Neuroscience appears to be filling a vacuum where a single dominant mode of thought and criticism once existed. That plinth has been held in the American academy by critical theory, neo-Marxism and psychoanalysis. Alva Noë, a University of California, Berkeley, philosopher who might be called a “neuro doubter,” sees neurohumanities as a reaction to the previous postmodern moment. “The pre-eminence of neuroscience” has legitimated an “anti-theory stance” within the humanities, says Noë, the author of Out of Our Heads.Well, yes, no, maybe.

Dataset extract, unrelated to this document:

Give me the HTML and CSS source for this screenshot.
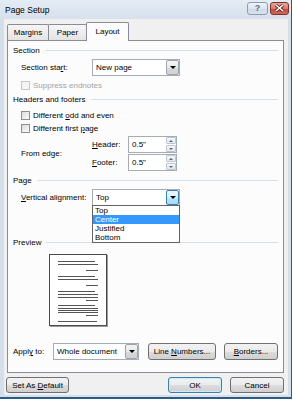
FILE: index.html
```html
<!DOCTYPE html>
<html lang="en">
<head>
    <meta charset="UTF-8">
    <title>Page Setup</title>
    <link rel="stylesheet" href="styles.css">
</head>
<body>
    <div class="window">
        <div class="titlebar">
            <span class="title">Page Setup</span>
            <div class="caption-btns">
                <span class="cap-btn help">?</span>
                <span class="cap-btn close">
                    <svg width="9" height="8" viewBox="0 0 9 8"><path d="M1 1 L8 7 M8 1 L1 7" stroke="#5a1a14" stroke-width="3"/><path d="M1 1 L8 7 M8 1 L1 7" stroke="#fff" stroke-width="1.6"/></svg>
                </span>
            </div>
        </div>

        <div class="client">
            <div class="tabs">
                <div class="tab tab-margins">Margins</div>
                <div class="tab tab-paper">Paper</div>
                <div class="tab tab-layout active">Layout</div>
            </div>

            <div class="panel">
                <div class="group-head"><span>Section</span><span class="rule"></span></div>
                <div class="row indent h17">
                    <span class="lbl">Section sta<u>r</u>t:</span>
                    <div class="combo">
                        <span class="combo-text">New page</span>
                        <span class="combo-btn"><span class="arrow"></span></span>
                    </div>
                </div>
                <div class="row check-row disabled first-check">
                    <span class="checkbox"></span><span>Suppress endnotes</span>
                </div>

                <div class="group-head mt5"><span>Headers and footers</span><span class="rule"></span></div>
                <div class="row check-row mt5">
                    <span class="checkbox"></span><span>Different <u>o</u>dd and even</span>
                </div>
                <div class="row check-row mt3">
                    <span class="checkbox"></span><span>Different first <u>p</u>age</span>
                </div>
                <div class="edge indent">
                    <span class="lbl">From edge:</span>
                    <div class="edge-fields">
                        <div class="row h17">
                            <span class="lbl-small"><u>H</u>eader:</span>
                            <div class="spin">
                                <span class="spin-text">0.5"</span>
                                <span class="spin-btns"><span class="up"></span><span class="down"></span></span>
                            </div>
                        </div>
                        <div class="row h17 mt1">
                            <span class="lbl-small"><u>F</u>ooter:</span>
                            <div class="spin">
                                <span class="spin-text">0.5"</span>
                                <span class="spin-btns"><span class="up"></span><span class="down"></span></span>
                            </div>
                        </div>
                    </div>
                </div>

                <div class="group-head mt3"><span>Page</span><span class="rule"></span></div>
                <div class="row indent h17 mt4">
                    <span class="lbl"><u>V</u>ertical alignment:</span>
                    <div class="combo open">
                        <span class="combo-text">Top</span>
                        <span class="combo-btn"><span class="arrow"></span></span>
                        <ul class="dropdown">
                            <li>Top</li>
                            <li class="selected">Center</li>
                            <li>Justified</li>
                            <li>Bottom</li>
                        </ul>
                    </div>
                </div>

                <div class="group-head preview-head"><span>Preview</span><span class="rule"></span></div>
                <div class="preview-page">
                    <svg width="56" height="70" viewBox="0 0 56 70">
                        <g stroke="#555" stroke-width="1">
                            <path d="M8 6.5 H45 M8 9.5 H48 M36 15.5 H48"/>
                            <path d="M8 21.5 H45 M8 24.5 H48 M36 30.5 H48"/>
                            <path d="M8 36.5 H45 M8 39.5 H48 M8 42.5 H48 M36 45.5 H48"/>
                            <path d="M8 50.5 H45 M8 53.5 H48 M8 55.5 H48 M8 57.5 H48 M36 60.5 H48"/>
                            <path d="M8 66.5 H47"/>
                        </g>
                    </svg>
                </div>

                <div class="row apply-row">
                    <span class="apply-lbl">Appl<u>y</u> to:</span>
                    <div class="combo apply-combo">
                        <span class="combo-text">Whole document</span>
                        <span class="combo-btn"><span class="arrow"></span></span>
                    </div>
                    <button class="btn btn-lines">Line <u>N</u>umbers...</button>
                    <button class="btn btn-borders"><u>B</u>orders...</button>
                </div>
            </div>

            <div class="footer">
                <button class="btn btn-default">Set As <u>D</u>efault</button>
                <button class="btn btn-ok">OK</button>
                <button class="btn btn-cancel">Cancel</button>
            </div>
        </div>
    </div>
</body>
</html>
```

FILE: styles.css
```css
* {
    box-sizing: border-box;
}
body {
    margin: 0;
    background: #fff;
    font-family: 'Liberation Sans', Arial, sans-serif;
    font-size: 8px;
    color: #000;
}
u {
    text-decoration: underline;
}
.window {
    width: 292px;
    height: 399px;
    background: #d3dfeb;
    border-right: 1px solid #3a5876;
    border-bottom: 2px solid #2e5a86;
    display: flex;
    flex-direction: column;
}
.titlebar {
    height: 19px;
    flex: none;
    display: flex;
    align-items: center;
    justify-content: space-between;
    padding: 0 2px 0 5px;
    background: linear-gradient(#e4ecf4, #d6e1ec);
}
.title {
    font-size: 8.5px;
}
.caption-btns {
    display: flex;
    gap: 2px;
    margin-top: -3px;
}
.cap-btn {
    height: 13px;
    border-radius: 3px;
    display: flex;
    align-items: center;
    justify-content: center;
}
.help {
    width: 21px;
    border: 1px solid #8c9db1;
    background: linear-gradient(#eef3f8 0%, #dde6ef 50%, #cdd9e5 51%, #d9e3ee 100%);
    color: #5d6b7b;
    font-size: 9px;
    font-weight: bold;
}
.close {
    width: 19px;
    border: 1px solid #7a3028;
    background: linear-gradient(#e7a99f 0%, #d7796c 50%, #c4463a 51%, #d2695a 100%);
}
.client {
    flex: 1;
    margin: 0 3px 2px 4px;
    padding: 3px 4px 0 2px;
    background: #f0f0f0;
    display: flex;
    flex-direction: column;
}
.tabs {
    display: flex;
    height: 18px;
    margin-left: 1px;
    position: relative;
    z-index: 1;
}
.tab {
    height: 16px;
    margin-top: 2px;
    border: 1px solid #898c95;
    border-bottom: none;
    border-radius: 2px 2px 0 0;
    background: linear-gradient(#f6f6f6, #e4e4e4);
    display: flex;
    align-items: center;
    justify-content: center;
}
.tab-margins {
    width: 42px;
}
.tab-paper {
    width: 39px;
    margin-left: -1px;
}
.tab-layout {
    width: 43px;
    margin-left: -1px;
}
.tab.active {
    height: 19px;
    margin-top: 0;
    background: #fcfcfc;
    padding-bottom: 1px;
}
.panel {
    height: 333px;
    margin-left: 1px;
    border: 1px solid #898c95;
    background: #fcfcfc;
    padding: 0 5px;
    position: relative;
}
.row {
    display: flex;
    align-items: center;
}
.h17 {
    height: 17px;
}
.mt1 { margin-top: 1px; }
.mt3 { margin-top: 3px; }
.mt4 { margin-top: 4px; }
.mt5 { margin-top: 5px; }
.group-head {
    height: 12px;
    display: flex;
    align-items: center;
    margin-top: 3px;
}
.group-head .rule {
    flex: 1;
    height: 1px;
    background: #d5dfe5;
    margin-left: 5px;
}
.indent {
    margin-left: 8px;
}
.indent.h17 {
    margin-top: 3px;
}
.lbl {
    width: 71px;
    flex: none;
}
.combo {
    width: 88px;
    height: 17px;
    border: 1px solid #a5acb5;
    background: #fff;
    display: flex;
    align-items: center;
    position: relative;
}
.combo-text {
    flex: 1;
    padding-left: 3px;
}
.combo-btn {
    width: 13px;
    height: 15px;
    border: 1px solid #9ea4ab;
    border-radius: 2px;
    background: linear-gradient(#f4f4f4 0%, #e9e9e9 50%, #dadada 51%, #d0d0d0 100%);
    display: flex;
    align-items: center;
    justify-content: center;
    margin-right: 0;
}
.arrow {
    width: 0;
    height: 0;
    border-left: 3px solid transparent;
    border-right: 3px solid transparent;
    border-top: 3px solid #000;
}
.combo.open .combo-btn {
    border-color: #3c7fb1;
    background: linear-gradient(#eaf6fd 0%, #d9f0fc 50%, #bee6fd 51%, #a7d9f5 100%);
}
.dropdown {
    position: absolute;
    left: -1px;
    top: 15px;
    width: 88px;
    margin: 0;
    padding: 0;
    list-style: none;
    border: 1px solid #646464;
    background: #fff;
    z-index: 5;
}
.dropdown li {
    height: 9px;
    line-height: 9px;
    padding-left: 2px;
}
.dropdown li.selected {
    background: #3399ff;
    color: #fff;
}
.check-row {
    height: 10px;
    margin-left: 8px;
}
.first-check {
    margin-top: 4px;
}
.checkbox {
    width: 9px;
    height: 9px;
    border: 1px solid #8f8f8f;
    background: linear-gradient(135deg, #dcdcdc, #fbfbfb);
    margin-right: 3px;
    flex: none;
}
.disabled {
    color: #a3a3a3;
}
.disabled .checkbox {
    border-color: #c8c8c8;
    background: #f4f4f4;
}
.edge {
    display: flex;
    align-items: center;
    margin-top: 3px;
}
.lbl-small {
    width: 36px;
    flex: none;
}
.spin {
    width: 49px;
    height: 17px;
    border: 1px solid #a5acb5;
    background: #fff;
    display: flex;
    align-items: stretch;
}
.spin-text {
    flex: 1;
    padding-left: 3px;
    display: flex;
    align-items: center;
}
.spin-btns {
    width: 10px;
    display: flex;
    flex-direction: column;
    gap: 1px;
    padding: 0;
}
.spin-btns span {
    flex: 1;
    border: 1px solid #c0c6cd;
    border-radius: 1px;
    background: linear-gradient(#f5f7f9, #e3e8ee);
    display: flex;
    align-items: center;
    justify-content: center;
}
.spin-btns .up::after {
    content: "";
    border-left: 2px solid transparent;
    border-right: 2px solid transparent;
    border-bottom: 2px solid #4a6a8c;
}
.spin-btns .down::after {
    content: "";
    border-left: 2px solid transparent;
    border-right: 2px solid transparent;
    border-top: 2px solid #4a6a8c;
}
.preview-head {
    margin-top: 30px;
}
.preview-page {
    width: 58px;
    height: 72px;
    margin: 6px 0 0 36px;
    border: 1px solid #4b4b4b;
    box-shadow: 1px 1px 0 #9a9a9a;
    background: #fff;
}
.preview-page svg {
    display: block;
}
.apply-row {
    height: 17px;
    margin-top: 17px;
}
.apply-lbl {
    width: 40px;
    flex: none;
}
.apply-combo {
    width: 86px;
}
.btn {
    height: 17px;
    padding: 0;
    border: 1px solid #707070;
    border-radius: 3px;
    background: linear-gradient(#f2f2f2 0%, #ebebeb 50%, #dddddd 51%, #cfcfcf 100%);
    font-family: inherit;
    font-size: 8px;
    color: #000;
}
.btn-lines {
    width: 68px;
    margin-left: 9px;
}
.btn-borders {
    width: 54px;
    margin-left: 8px;
}
.footer {
    display: flex;
    margin-top: 4px;
}
.btn-default {
    width: 63px;
    height: 16px;
}
.btn-ok {
    width: 54px;
    height: 16px;
    margin-left: auto;
    border-color: #3c7fb1;
    box-shadow: inset 0 0 0 1px #c8ecfb;
}
.btn-cancel {
    width: 54px;
    height: 16px;
    margin-left: 8px;
}
```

Noë argues that neurohumanities is the ultimate response to—and rejection of—critical theory, a mixture of literary theory, linguistics and anthropology that dominated the American humanities through the 1990s. Critical theory’s current decline was somewhat inevitable, as all intellectual movements erode over time. ... But as critical theory’s power—along with that of Marxism and Freudianism—fades within the humanities, neurohumanities and literary Darwinism are stepping up, ready to explain how we live, love art and read a novel (or rather, how the cortex absorbs text). And while much was gained as “the brain” replaced “individual psychology” or social class readings, much has also been lost.
Critical theory offered us the fantasy that we have no control, making a fetish of haze and ambiguity and exhibiting what Noë terms “an allergy to anything essentialist.” In neurohumanities, by contrast, we do have mastery and concrete, empirical ends, which has proved more appealing, even as (or perhaps because) it is highly reductive.